Olivia Hawes, Fashion




I'm Olivia, and I'm a buyer for a menswear brand

Describe your job

What I love about my job, is that every day is different. I generally start the day catching up on emails and replying to my suppliers and factories, especially those who are based in the Far East due to the time difference, so they at least have an answer from me before their day has ended. I will review any approvals that need to be sent to factories too from anything that’s been sent in the post, whether its a final production sample approval or a lab dip/trim.


At any one time I will be working on at least three seasons – trading the season thats currently in stores/online and knowing what my best/worst sellers are, tracking the critical path for the next season to ensure everything is running on time and there are no delays to deliveries. And then I will be developing the next season after that.
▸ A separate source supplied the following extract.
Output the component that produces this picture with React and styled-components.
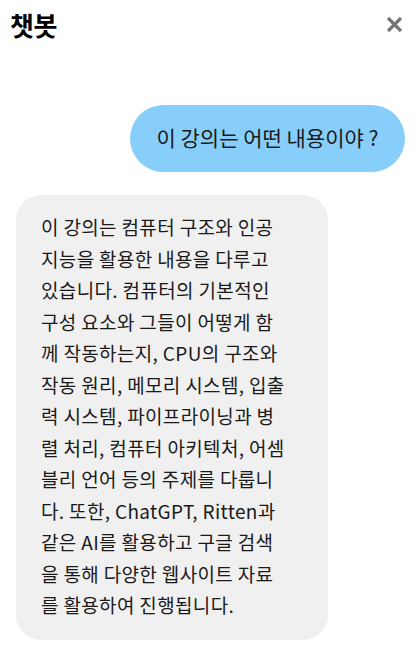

We start off working on a season by attending trend/trade shows and get inspiration for colour, design and key new shapes. I will also go on comp shops with my team to see what designers and aspirational brands are currently showcasing. From this, we will come up with a development plan and a strategy deck and soon after this I will go on trips to China, Italy, Scotland etc to visit my suppliers where I will select/develop new product for the season. I typically buy between 400-500 styles each season and work with over 30 suppliers/fabric mills so my job is always very busy and fast-paced!


After my initial supplier meetings, I typically have to wait 4-6 weeks to get back development samples. At this point I will work with my merchandiser to come up with a plan for the range framework and I will build the range ready to present a pre-sign off meeting to management. Any comments that come from this meeting, I will go away and work on with my suppliers and my team.


At the point of a final sign off meeting around 4-6 weeks later, we will have all perfect samples and I will have negotiated all cost prices with factories. We will also have options and buy units finalised so that after this meeting we are at the point where we can confirm orders and raise PO’s to send to suppliers. All confirmed orders are added to a critical path which is a buying teams bible! This is what we use to track orders and ensure production/shipment runs on time so we can launch the season on time in line with business deadlines.



What are the most important skills you need to do your job?


Being organised is key as quite often you will be juggling lots of of different things at the same time, so being able to prioritise your workload and being able to work under pressure also helps.

Another key skill is having an eye for product; you’re developing your range based on what you think will sell well, so knowing your customer and creating amazing product that will look great online and in stores is massively important- You therefore need to be creative but at the same time have a commercial mind, knowing how your department sales are tracking and making decisions to drive as much profit as possible for the business.


I would also say it’s important to have strong interpersonal skills and being able to work well within a team- you work very closely with the rest of your buying and merchandising team and you also work closely with other departments in the wider business on a daily basis, including visual merchandising, marketing, web team, garment techs etc. Plus you’re also speaking with suppliers every day, so good communication skills and the ability to form strong relationships is key.



I left school and...


I went to University of Exeter to study Ancient History! I always felt like I wanted to work in fashion but never really knew how to get into it (I wish I had been given more creative career guidance and advice whilst at school!)


After graduating from Uni I thought I would probably have to do a masters in Retail Management or a course in Buying and Merchandising. However, after spending several months completing internships and working as a sales assistant on the shop floor, I got offered a job for an entry level merchandiser role.

After about 5 months working within the merchandising team I asked my manager if I could move over into the Buying team. I had to attend another assessment centre but luckily got the job and that’s when my career in buying started.


Since then, I have worked on many different product areas and a few different companies and have worked my way up to Buyer.



I’m most proud of...


As a Buyer, I am always thinking of new creative ways to drive positive sales performance for my department. An example is that I recently developed and created a swatch book to help customers choose their ties and accessories for their weddings or summer events. The book had fabric swatches of every design/colour we were offering within the product range, plus styling tips and beautiful photography of some of the products. I was involved in all stages, including the logistics of making the book at the factory, the copywriting and the photoshoot.



Before I started my career, I wish I knew…

I wish I had known that there are very different types of buying roles out there - the main difference being whether you work in product development or product selection.

I moved from a high street brand to a premium designer label and had no idea how different the roles would be. Although I learnt valuable new skills at the second role, it was more of a merchandising role and I missed the creativity of product development. So only stayed for a year and a half before moving to a new company.


I would advise making sure the role is right for you and not joining a company just because the brand sounds glamorous!


A mistake I made which you can avoid repeating is...


I don’t at all regret my decision to go to Uni to study History, but if you know you want to work in retail/fashion from an early age, I would advise investigating retail/buying related university courses. However, it is also possible to get your foot in the door through completing a Masters degree, short courses or just doing internships/work experience and showing real passion for the role and industry.



Some words of advice...

Working in quite a competitive industry, I have experienced knock backs, especially when trying to get a promotion or making that next step up the career ladder. If you do experience any disappointments, don’t let them ever deter you from reaching your goals. They will only make you stronger in your career in the long run, so allow yourself a moment of disappointment, but learn from the experience, put on a brave face, and don't give up. If you’re positive and motivated you will always get there in the end!